Pinealon
Pinealon: A Khavinson Tripeptide Bioregulator Studied for Neuroprotection
Research summary. Pinealon is a synthetic tripeptide (Glu-Asp-Arg) belonging to the Khavinson "peptide bioregulator" family developed at the St. Petersburg Institute of Bioregulation and Gerontology. The proposed mechanism — direct interaction with chromatin and gene-expression modulation rather than canonical receptor binding — is unusual relative to most peptide pharmacology. Reported preclinical effects centre on neuronal protection against hypoxic and oxidative stress and on cognitive endpoints in rodent ageing models. The published evidence base is dominated by a single research programme.
Molecular profile
- Sequence: Glu-Asp-Arg (EDR)
- Molecular formula: C₁₅H₂₆N₆O₈
- Molecular weight: ~418.4 g/mol
- PubChem CID: 18220191
- CAS number: 3031-94-5
- Synonyms: Glutamyl-aspartyl-arginine, T-33 peptide
Mechanism of action
Pinealon is reported to act through a non-classical mechanism. Unlike most peptides, it has not been shown to engage cell-surface or cytoplasmic receptors. The Khavinson group has reported that very short peptides of this class are small enough to traverse plasma and nuclear membranes, where they are proposed to interact with chromatin and modulate gene-expression patterns. Cell-culture work in HeLa cells has reported nuclear localisation of Pinealon and changes in heterochromatin condensation consistent with epigenetic-level modulation.

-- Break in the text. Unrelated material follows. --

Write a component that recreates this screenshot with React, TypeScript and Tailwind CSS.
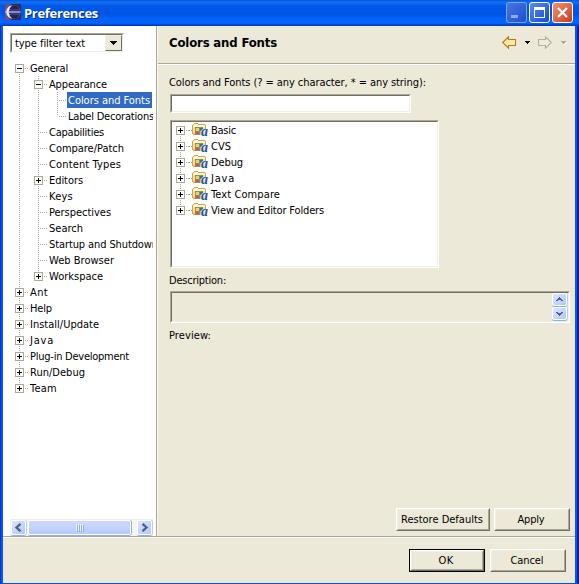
import { useLayoutEffect, useRef, useState } from "react";
import type { ReactNode } from "react";

const LINE = "#aca899";

/** Single-line text, tracked so that it takes up the given width. */
function Label({ text, width, className = "" }: { text: string; width: number; className?: string }) {
  const ref = useRef<HTMLSpanElement>(null);
  const [spacing, setSpacing] = useState(0);
  useLayoutEffect(() => {
    const el = ref.current;
    if (!el) return;
    el.style.letterSpacing = "0px";
    setSpacing((width - el.getBoundingClientRect().width) / text.length);
    el.style.letterSpacing = "";
  }, [text, width]);
  return (
    <span className={`inline-block shrink-0 whitespace-pre ${className}`}>
      <span ref={ref} style={{ letterSpacing: `${spacing}px` }}>
        {text}
      </span>
    </span>
  );
}

type Cell = "pipe" | "tee" | "end" | "blank" | "minus" | "minusFirst" | "plus" | "plusEnd" | "plusFirst";

/** One 19px wide step of the tree's connector lines. */
function Connector({ kind }: { kind: Cell }) {
  const box = kind.startsWith("plus") || kind.startsWith("minus");
  const up = kind !== "blank" && !kind.endsWith("First");
  const down = kind === "pipe" || kind === "tee" || (box && kind !== "plusEnd");
  return (
    <svg width="19" height="16" viewBox="0 0 19 16" className="block shrink-0" shapeRendering="crispEdges">
      {up && <path d="M9.5 0V8" stroke={LINE} strokeDasharray="1 1" />}
      {down && <path d="M9.5 8V16" stroke={LINE} strokeDasharray="1 1" />}
      {kind !== "pipe" && kind !== "blank" && <path d="M11 8.5H18" stroke={LINE} strokeDasharray="1 1" />}
      {box && (
        <>
          <rect x="5.5" y="4.5" width="8" height="8" fill="#fff" stroke={LINE} />
          <path d="M7 8.5H12" stroke="#000" />
          {kind.startsWith("plus") && <path d="M9.5 6V11" stroke="#000" />}
        </>
      )}
    </svg>
  );
}

const TREE: { text: string; width: number; cells: Cell[]; selected?: boolean }[] = [
  { text: "General", width: 38, cells: ["minusFirst"] },
  { text: "Appearance", width: 58, cells: ["pipe", "minus"] },
  { text: "Colors and Fonts", width: 82, cells: ["pipe", "pipe", "tee"], selected: true },
  { text: "Label Decorations", width: 86, cells: ["pipe", "pipe", "end"] },
  { text: "Capabilities", width: 55, cells: ["pipe", "tee"] },
  { text: "Compare/Patch", width: 75, cells: ["pipe", "tee"] },
  { text: "Content Types", width: 72, cells: ["pipe", "tee"] },
  { text: "Editors", width: 34, cells: ["pipe", "plus"] },
  { text: "Keys", width: 24, cells: ["pipe", "tee"] },
  { text: "Perspectives", width: 62, cells: ["pipe", "tee"] },
  { text: "Search", width: 34, cells: ["pipe", "tee"] },
  { text: "Startup and Shutdown", width: 109, cells: ["pipe", "tee"] },
  { text: "Web Browser", width: 65, cells: ["pipe", "tee"] },
  { text: "Workspace", width: 54, cells: ["pipe", "plusEnd"] },
  { text: "Ant", width: 18, cells: ["plus"] },
  { text: "Help", width: 22, cells: ["plus"] },
  { text: "Install/Update", width: 69, cells: ["plus"] },
  { text: "Java", width: 24, cells: ["plus"] },
  { text: "Plug-in Development", width: 99, cells: ["plus"] },
  { text: "Run/Debug", width: 55, cells: ["plus"] },
  { text: "Team", width: 27, cells: ["plusEnd"] },
];

const FOLDERS: { text: string; width: number; cell: Cell }[] = [
  { text: "Basic", width: 25, cell: "plusFirst" },
  { text: "CVS", width: 20, cell: "plus" },
  { text: "Debug", width: 32, cell: "plus" },
  { text: "Java", width: 24, cell: "plus" },
  { text: "Text Compare", width: 69, cell: "plus" },
  { text: "View and Editor Folders", width: 113, cell: "plusEnd" },
];

function FolderIcon() {
  return (
    <span className="relative block h-4 w-4 shrink-0">
      <svg width="16" height="16" viewBox="0 0 16 16" className="block" shapeRendering="crispEdges">
        <path d="M1 2H2V1H6V2H13V3H14V12H13V13H1V12H0V3H1Z" fill="#dca24a" />
        <path d="M2 2H6V3H13V12H1V3H2Z" fill="#fbe0a0" />
        <path d="M2 2H6V3H13V5H1V3H2Z" fill="#fff2cc" />
        <path d="M1 10H4V12H1Z" fill="#f4c878" />
        <rect x="3" y="5" width="8" height="8" fill="#8f8a6c" />
        <rect x="4" y="6" width="3" height="3" fill="#f4dc3c" />
        <rect x="8" y="6" width="3" height="3" fill="#2070c4" />
        <rect x="4" y="10" width="3" height="2" fill="#e04850" />
        <rect x="8" y="10" width="2" height="2" fill="#3c9c50" />
      </svg>
      <span className="absolute top-[4px] left-[9px] font-['Liberation_Serif',serif] text-[14px] leading-[12px] font-bold text-[#1f57a8] italic [text-shadow:-1px_0_0_#f5ead0]">a</span>
    </span>
  );
}

function EclipseIcon() {
  return (
    <svg width="16" height="16" viewBox="0 0 16 16" className="block shrink-0">
      <rect width="16" height="16" fill="#352b58" />
      <path d="M0 0H6L2 4V12L6 16H0Z" fill="#66527c" />
      <circle cx="9" cy="8" r="6.6" fill="#5c5896" />
      <path d="M4 5.5A5.6 5.6 0 0 1 14.5 5.5ZM4 10.5A5.6 5.6 0 0 0 14.5 10.5Z" fill="#242058" />
      <path d="M6.5 1.6A6.6 6.6 0 0 0 6.5 14.4A8.6 8.6 0 0 1 6.5 1.6Z" fill="#f2eef8" stroke="#d8d2ea" strokeWidth="0.6" />
      <path d="M0 8H3" stroke="#d8d2ea" strokeWidth="1" />
      <path d="M4 6.5H15M4 9.5H15" stroke="#3a3678" strokeWidth="1" />
      <path d="M4 8H15.5" stroke="#a8acec" strokeWidth="1.2" />
    </svg>
  );
}

function CaptionButton({ tone, children }: { tone: string; children: ReactNode }) {
  return (
    <div className={`h-[21px] w-[21px] rounded-[3px] border ${tone}`}>
      <svg width="19" height="19" viewBox="0 0 19 19" className="block">
        {children}
      </svg>
    </div>
  );
}

function NavArrow({ fill, stroke, flip }: { fill: string; stroke: string; flip?: boolean }) {
  return (
    <svg width="14" height="13" viewBox="0 0 14 13" className={flip ? "block -scale-x-100" : "block"}>
      <path d="M0.7 6.5L6.5 0.8V3.5H13.5V9.5H6.5V12.2Z" fill={fill} stroke={stroke} strokeWidth="1.1" />
    </svg>
  );
}

function Caret({ color, shadow }: { color: string; shadow?: boolean }) {
  return (
    <svg width="6" height="4" viewBox="0 0 6 4" className="block" shapeRendering="crispEdges">
      {shadow && <path d="M5 1H6V2H5V3H4V4H3V3H4V2H5Z" fill="#fff" />}
      <path d="M0 0H5V1H4V2H3V3H2V2H1V1H0Z" fill={color} />
    </svg>
  );
}

/** Solid scroll arrows drawn on the pixel grid, two pixels thick. */
function ScrollButton({ size, dir }: { size: string; dir: "up" | "down" | "left" | "right" }) {
  const vertical = dir === "up" || dir === "down";
  return (
    <div className={`flex shrink-0 items-center justify-center rounded-[2px] border border-white bg-linear-to-br from-[#dce6ff] to-[#b2c7f8] shadow-[0_1px_0_#8fb0e4,1px_0_0_#b9cdf0] ${size}`}>
      <svg width="9" height="9" viewBox="0 0 9 9" className="block shrink-0" shapeRendering={vertical ? "crispEdges" : "auto"}>
        {dir === "up" && <path d="M4 2H5V3H6V4H7V5H8V6H6V5H5V5H4V5H3V6H1V5H2V4H3V3H4Z" fill="#4d6185" />}
        {dir === "down" && <path d="M1 3H3V4H6V3H8V4H7V5H6V6H5V7H4V6H3V5H2V4H1Z" fill="#4d6185" />}
        {dir === "left" && <path d="M6.5 0.8L2.5 4.5L6.5 8.2" fill="none" stroke="#4d6185" strokeWidth="2.3" />}
        {dir === "right" && <path d="M2.5 0.8L6.5 4.5L2.5 8.2" fill="none" stroke="#4d6185" strokeWidth="2.3" />}
      </svg>
    </div>
  );
}

const SUNKEN = "border border-t-[#aca899] border-l-[#aca899] border-r-white border-b-white";
const SUNKEN_INNER = "border border-t-[#716f64] border-l-[#716f64] border-r-[#f1efe2] border-b-[#f1efe2]";

function PushButton({ text, textWidth, size, primary }: { text: string; textWidth: number; size: string; primary?: boolean }) {
  return (
    <div className={`shrink-0 ${size} ${primary ? "border border-black" : ""}`}>
      <div className="h-full w-full border border-t-white border-l-white border-r-[#716f64] border-b-[#716f64]">
        <div className="flex h-full w-full items-center justify-center border border-t-[#f1efe2] border-l-[#f1efe2] border-r-[#aca899] border-b-[#aca899] pr-[2px]">
          <Label text={text} width={textWidth} />
        </div>
      </div>
    </div>
  );
}

export default function App() {
  return (
    <div className="flex h-[584px] w-[579px] flex-col overflow-hidden bg-[#ece9d8] font-['DejaVu_Sans_Condensed','DejaVu_Sans',sans-serif] text-[11px] leading-4 text-black">
      <header className="flex h-[26px] shrink-0 items-start bg-[linear-gradient(to_bottom,#0a51d8_0px,#1171f6_2px,#0058e8_6px,#0054e3_14px,#0064fb_19px,#0066ff_23px,#0042cc_25px,#0038b8_26px)] pl-[5px]">
        <div className="pt-[4px]">
          <EclipseIcon />
        </div>
        <Label
          text="Preferences"
          width={74}
          className="ml-[3px] pt-[5px] font-['Open_Sans',sans-serif] text-[13px] font-bold text-white [text-shadow:1px_1px_0_#0a2a88]"
        />
        <div className="ml-auto flex gap-[2px] pt-[2px] pr-[6px]">
          <CaptionButton tone="border-[#7da2ee] bg-linear-to-br from-[#4676e0] to-[#1d4fd0]">
            <path d="M4 12H11V15H4Z" fill="#8fabf0" />
          </CaptionButton>
          <CaptionButton tone="border-white bg-linear-to-br from-[#5a8cf4] to-[#1548cc]">
            <path d="M4 4H15V15H4Z M5 7V14H14V7Z" fill="#fff" fillRule="evenodd" />
          </CaptionButton>
          <CaptionButton tone="border-white bg-linear-to-br from-[#ee9276] to-[#cc3608]">
            <path d="M5 5L14 14M14 5L5 14" stroke="#fff" strokeWidth="2.3" />
          </CaptionButton>
        </div>
      </header>

      <div className="flex h-[558px] flex-col border-r-2 border-b border-l border-r-[#001ea0] border-b-[#0a4fe0] border-l-[#0831d9]">
        <div className="flex h-[557px] flex-col border-r-2 border-l-2 border-[#0855f0]">
          <div className="flex h-[510px] shrink-0">
            <aside className="flex w-[154px] shrink-0 flex-col border-r border-[#aca899] bg-white pt-[7px] pl-[7px]">
              <div className={`h-[20px] w-[114px] shrink-0 ${SUNKEN}`}>
                <div className={`flex h-full w-full bg-white pl-[3px] ${SUNKEN_INNER}`}>
                  <Label text="type filter text" width={70} className="pt-px" />
                  <div className="ml-auto flex h-[16px] w-[17px] items-center justify-center border border-t-[#f1efe2] border-l-[#f1efe2] border-r-[#716f64] border-b-[#716f64] bg-[#ece9d8]">
                    <svg width="7" height="4" viewBox="0 0 7 4" shapeRendering="crispEdges">
                      <path d="M0 0H7V1H6V2H5V3H4V4H3V3H2V2H1V1H0Z" />
                    </svg>
                  </div>
                </div>
              </div>

              <div className="mt-[7px] w-[143px] overflow-hidden">
                {TREE.map((row) => (
                  <div key={row.text} className="flex h-4">
                    {row.cells.map((cell, i) => (
                      <Connector key={i} kind={cell} />
                    ))}
                    <div className={`shrink-0 pl-px ${row.selected ? "h-4 w-[85px] bg-[#316ac5] text-white" : ""}`}>
                      <Label text={row.text} width={row.width} className="pt-px" />
                    </div>
                  </div>
                ))}
              </div>

              <div className="mt-auto flex h-[17px] w-[143px] shrink-0 items-start border-t border-[#eeede5] bg-[#f6f6f2] pl-px">
                <ScrollButton size="h-[15px] w-[15px]" dir="left" />
                <div className="ml-[2px] flex h-[15px] w-[103px] items-center justify-center gap-px rounded-[2px] border border-white bg-linear-to-b from-[#cbdafd] to-[#b7caf8] shadow-[0_1px_0_#8fb0e4,1px_0_0_#8fb0e4]">
                  {[0, 1, 2, 3].map((i) => (
                    <div key={i} className="h-[7px] w-px shrink-0 bg-[#eef4fe] shadow-[1px_1px_0_#8cb0f8]" />
                  ))}
                </div>
                <ScrollButton size="ml-auto mr-px h-[15px] w-[15px]" dir="right" />
              </div>
            </aside>

            <main className="flex w-[418px] flex-col border-l border-white/60">
              <div className="flex h-[39px] shrink-0 items-start border-b border-white">
                <div className="flex h-[38px] w-full border-b border-[#aca899] pl-[11px]">
                  <Label
                    text="Colors and Fonts"
                    width={108}
                    className="pt-[9px] font-['DejaVu_Sans_Condensed',sans-serif] text-[13px] font-bold"
                  />
                  <div className="mt-[10px] ml-auto flex h-[13px] items-center pr-[8px]">
                    <NavArrow fill="#fdeaa6" stroke="#b8781c" />
                    <div className="ml-[9px]">
                      <Caret color="#000" />
                    </div>
                    <div className="ml-[7px]">
                      <NavArrow fill="#efecdf" stroke="#b3af9f" flip />
                    </div>
                    <div className="ml-[9px]">
                      <Caret color="#aca899" shadow />
                    </div>
                  </div>
                </div>
              </div>

              <div className="flex flex-1 flex-col items-start pl-[11px]">
                <Label text="Colors and Fonts (? = any character, * = any string):" width={257} className="mt-[10px]" />
                <div className={`ml-px mt-[3px] h-[19px] w-[241px] ${SUNKEN}`}>
                  <div className={`h-full w-full bg-white ${SUNKEN_INNER}`} />
                </div>

                <div className={`ml-px mt-[7px] h-[148px] w-[269px] ${SUNKEN}`}>
                  <div className={`h-full w-full bg-white ${SUNKEN_INNER}`}>
                    {FOLDERS.map((row) => (
                      <div key={row.text} className="-ml-[2px] flex h-4 pl-px">
                        <Connector kind={row.cell} />
                        <div className="mr-[3px] -ml-px flex items-center">
                          <svg width="3" height="16" viewBox="0 0 3 16" shapeRendering="crispEdges">
                            <path d="M0 8.5H3" stroke={LINE} strokeDasharray="1 1" />
                          </svg>
                          <FolderIcon />
                        </div>
                        <Label text={row.text} width={row.width} className="pt-px" />
                      </div>
                    ))}
                  </div>
                </div>

                <Label text="Description:" width={57} className="mt-[5px]" />
                <div className={`ml-px mt-[2px] h-[32px] w-[400px] ${SUNKEN}`}>
                  <div className={`flex h-full w-full flex-col items-end pr-px ${SUNKEN_INNER}`}>
                    <ScrollButton size="h-[13px] w-[15px]" dir="up" />
                    <ScrollButton size="mt-px h-[13px] w-[15px]" dir="down" />
                  </div>
                </div>
                <Label text="Preview:" width={42} className="mt-[5px]" />

                <div className="mt-auto mb-[5px] flex gap-[4px] self-end pr-[5px]">
                  <PushButton text="Restore Defaults" textWidth={82} size="h-[23px] w-[94px]" />
                  <PushButton text="Apply" textWidth={27} size="h-[23px] w-[76px]" />
                </div>
              </div>
            </main>
          </div>

          <footer className="border-t border-[#aca899]">
            <div className="flex justify-end gap-[5px] border-t border-white pt-[11px] pr-[9px]">
              <PushButton text="OK" textWidth={15} size="h-[23px] w-[76px]" primary />
              <PushButton text="Cancel" textWidth={33} size="h-[23px] w-[76px]" />
            </div>
          </footer>
        </div>
      </div>
    </div>
  );
}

This proposed mechanism is the central claim of the bioregulator hypothesis, and it remains debated. Independent biochemical characterisation of direct DNA or chromatin binding is limited.
Preclinical research highlights
Hypoxia and oxidative-stress protection. Rodent and cell-culture work has reported that Pinealon administration reduces neuronal apoptosis under hypoxic conditions and lowers reactive-oxygen-species accumulation in cortical neurons. Effects have been described in primary neuronal cultures and in whole-animal hypoxia models.
Cognitive endpoints in ageing rodents. Maze-learning and memory-task research in aged rats has reported that Pinealon administration is associated with improved performance relative to vehicle controls, with the effect interpreted as reflecting reduced age-related neuronal loss.
Circadian and pineal-axis effects. Some published work has reported effects on melatonin synthesis and circadian-related gene expression, though this literature is modest in size.
Heterochromatin decondensation. A characteristic finding reported across the Khavinson tripeptide family — including Pinealon — is decondensation of heterochromatin in lymphocytes and other cell types from aged donors, interpreted as reactivation of age-silenced gene loci.
Limitations of the evidence base
The Pinealon literature shares the limitations common to the Khavinson bioregulator family:
- Most published studies originate from a single research programme, limiting independent replication.
- The proposed direct-DNA-interaction mechanism has not been firmly established by independent biochemical work outside the originating group.
- Western pharmacology and gerontology literature contains comparatively little independent validation of these tripeptides.
- Reported effect sizes vary widely across studies, and dosing protocols are heterogeneous.
Researchers working with Pinealon should treat the existing literature as hypothesis-generating rather than confirmatory.
Current research status
Pinealon is an investigational research peptide. It is not approved by the FDA for any indication. Outside Russia, it is not in late-stage clinical development in any major Western trial registry.
For research-supplier contexts, Pinealon is supplied as a research-grade investigational peptide and is not intended for self-administration.
Key takeaways for researchers
- Pinealon is a Khavinson-family tripeptide (Glu-Asp-Arg) studied predominantly for neuroprotection and cognitive endpoints in rodent ageing models.
- The proposed mechanism — direct chromatin interaction and gene-expression modulation — is unusual and not yet independently established in the broader pharmacology literature.
- Reported preclinical effects include hypoxic-neuronal protection, antioxidant action in cortical neurons, and improved performance on rodent cognitive tasks.
- The literature is dominated by a single research programme; independent replication is limited.
- Pinealon is not an FDA-approved drug.
References
- Khavinson VK, Solovyev AY, Tarnovskaya SI, Lin'kova NS. Mechanism of biological activity of short peptides: cell penetration and epigenetic regulation of gene expression. Bull Exp Biol Med. 2014;156(5):635–639.
- Anisimov VN, Khavinson VK. Peptide bioregulation of aging: results and prospects. Biogerontology. 2010;11(2):139–149.
This article is provided for educational and research purposes only. Pinealon is a research peptide. It is not an approved drug or therapeutic agent and is not intended for human consumption, diagnosis, treatment, cure, or prevention of any disease or condition. All work involving this peptide should be conducted by qualified personnel within an appropriate research setting and in compliance with applicable institutional and regulatory requirements.